Medien: Italien drohen Milliardenverluste durch 90er-Geschäfte

Rom (dpa) - Dem hoch verschuldeten Euro-Krisenland Italien drohen Zeitungsberichten zufolge Milliardenverluste durch Finanzdeals aus den 90er Jahren.

Die drittgrößte Volkswirtschaft der Eurozone könnte Verluste von mindestens acht Milliarden Euro machen, weil sie einen Großteil damaliger Derivatengeschäfte im vergangenen Jahr zu schlechteren Konditionen neu habe verhandeln müssen, berichteten die Zeitungen „La Repubblica“ und „Financial Times“ am Mittwoch. Das italienische Finanzministerium widersprach den Berichten.

Derivate sind Finanzgeschäfte, die von einem sogenannten Basiswert abgeleitet werden, der etwa eine Aktie, eine Währung oder ein Rohstoff sein kann. Sie werden heute meist negativ gesehen.

„Es besteht keine Gefahr für die Staatsfinanzen“, hieß es in einer Stellungnahme des Finanzministeriums. „Die Hypothese, dass Italien Ende der 90er Jahre Derivate genutzt haben könnte, um die erforderlichen Konditionen für den Beitritt zum Euro zu schaffen, ist absolut ohne jede Grundlage.“ Minister Fabrizio Saccomanni betonte: „Das ist ein großes Missverständnis, es gibt keinen Verlust.“

Die beiden Zeitungen hatten berichtet, Italien habe mit den Derivatengeschäften seine Staatsfinanzen aufgehübscht und das Haushaltsdefizit gesenkt, um sich für den Euro zu qualifizieren. „Viele Fehler wurden in den 90er Jahren gemacht, um Italien in den Euro zu bringen“, sagte ein Regierungsfunktionär „La Repubblica“.

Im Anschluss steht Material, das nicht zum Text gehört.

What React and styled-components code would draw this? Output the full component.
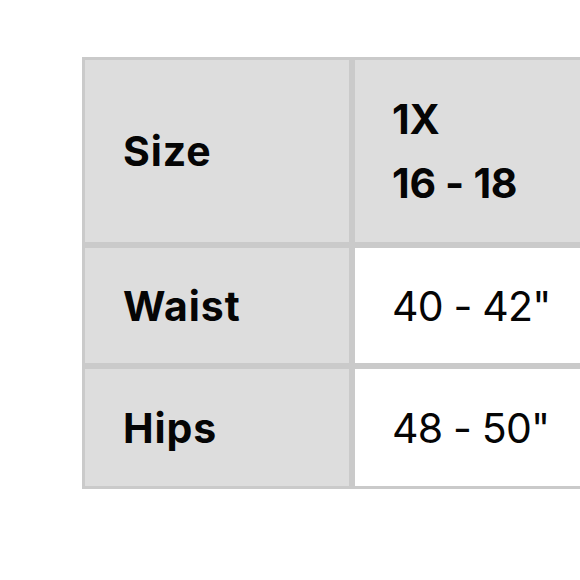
import styled, { createGlobalStyle } from "styled-components";

const GlobalStyle = createGlobalStyle`
  html, body {
    margin: 0;
    padding: 0;
    background: #ffffff;
    overflow: hidden;
  }
  body {
    font-family: Inter, "Liberation Sans", sans-serif;
    color: #050505;
  }
`;

const rows = [
  { label: "Size", values: ["1X", "16 - 18"], header: true },
  { label: "Waist", values: ['40 - 42"'] },
  { label: "Hips", values: ['48 - 50"'] },
];

export default function App() {
  return (
    <Page>
      <GlobalStyle />
      <SizeTable>
        {rows.map((row) => (
          <Row key={row.label} $header={row.header}>
            <LabelCell>{row.label}</LabelCell>
            <ValueCell $header={row.header}>
              {row.values.map((v) => (
                <Line key={v}>{v}</Line>
              ))}
            </ValueCell>
          </Row>
        ))}
      </SizeTable>
    </Page>
  );
}

const Page = styled.div`
  width: 580px;
  height: 580px;
  padding: 57px 0 0 82px;
  box-sizing: border-box;
  overflow: hidden;
`;

const SizeTable = styled.div`
  display: grid;
  grid-template-columns: 264px 320px;
  gap: 6px;
  padding: 3px;
  width: max-content;
  background: #cacaca;
`;

const Row = styled.div`
  display: contents;
  & > * {
    height: ${(p) => (p.$header ? "182px" : "115px")};
  }
  &:last-child > * {
    height: 117px;
  }
`;

const Cell = styled.div`
  display: flex;
  flex-direction: column;
  justify-content: center;
  padding: 0 37px;
  box-sizing: border-box;
  font-size: 41px;
  line-height: 64px;
`;

const LabelCell = styled(Cell)`
  background: #dddddd;
  font-weight: 700;
  padding-left: 38px;
  letter-spacing: 0.9px;
`;

const ValueCell = styled(Cell)`
  background: ${(p) => (p.$header ? "#dddddd" : "#ffffff")};
  font-weight: ${(p) => (p.$header ? 700 : 400)};
  letter-spacing: ${(p) => (p.$header ? "-0.3px" : "-0.8px")};
`;

const Line = styled.span`
  white-space: nowrap;
`;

Die Staatsanwaltschaft in Rom teilte am Mittwoch mit, den Fall zu untersuchen. Allerdings gebe es bislang weder einen Beschuldigten noch einen Verdacht auf eine Straftat. Auswirkungen auf die Bewertung des italienischen Defizits hätten die Berichte nicht, betonte die EU-Kommission in Brüssel.

Auch den Präsidenten der Europäischen Zentralbank, Mario Draghi, könnte der Fall in Bedrängnis bringen. Er soll zum Zeitpunkt der Finanzdeals in den 90ern Generaldirektor im italienischen Finanzministerium gewesen sein. Draghi selbst äußerte sich nicht zu dem Fall und verwies auf die Stellungnahme des Ministeriums.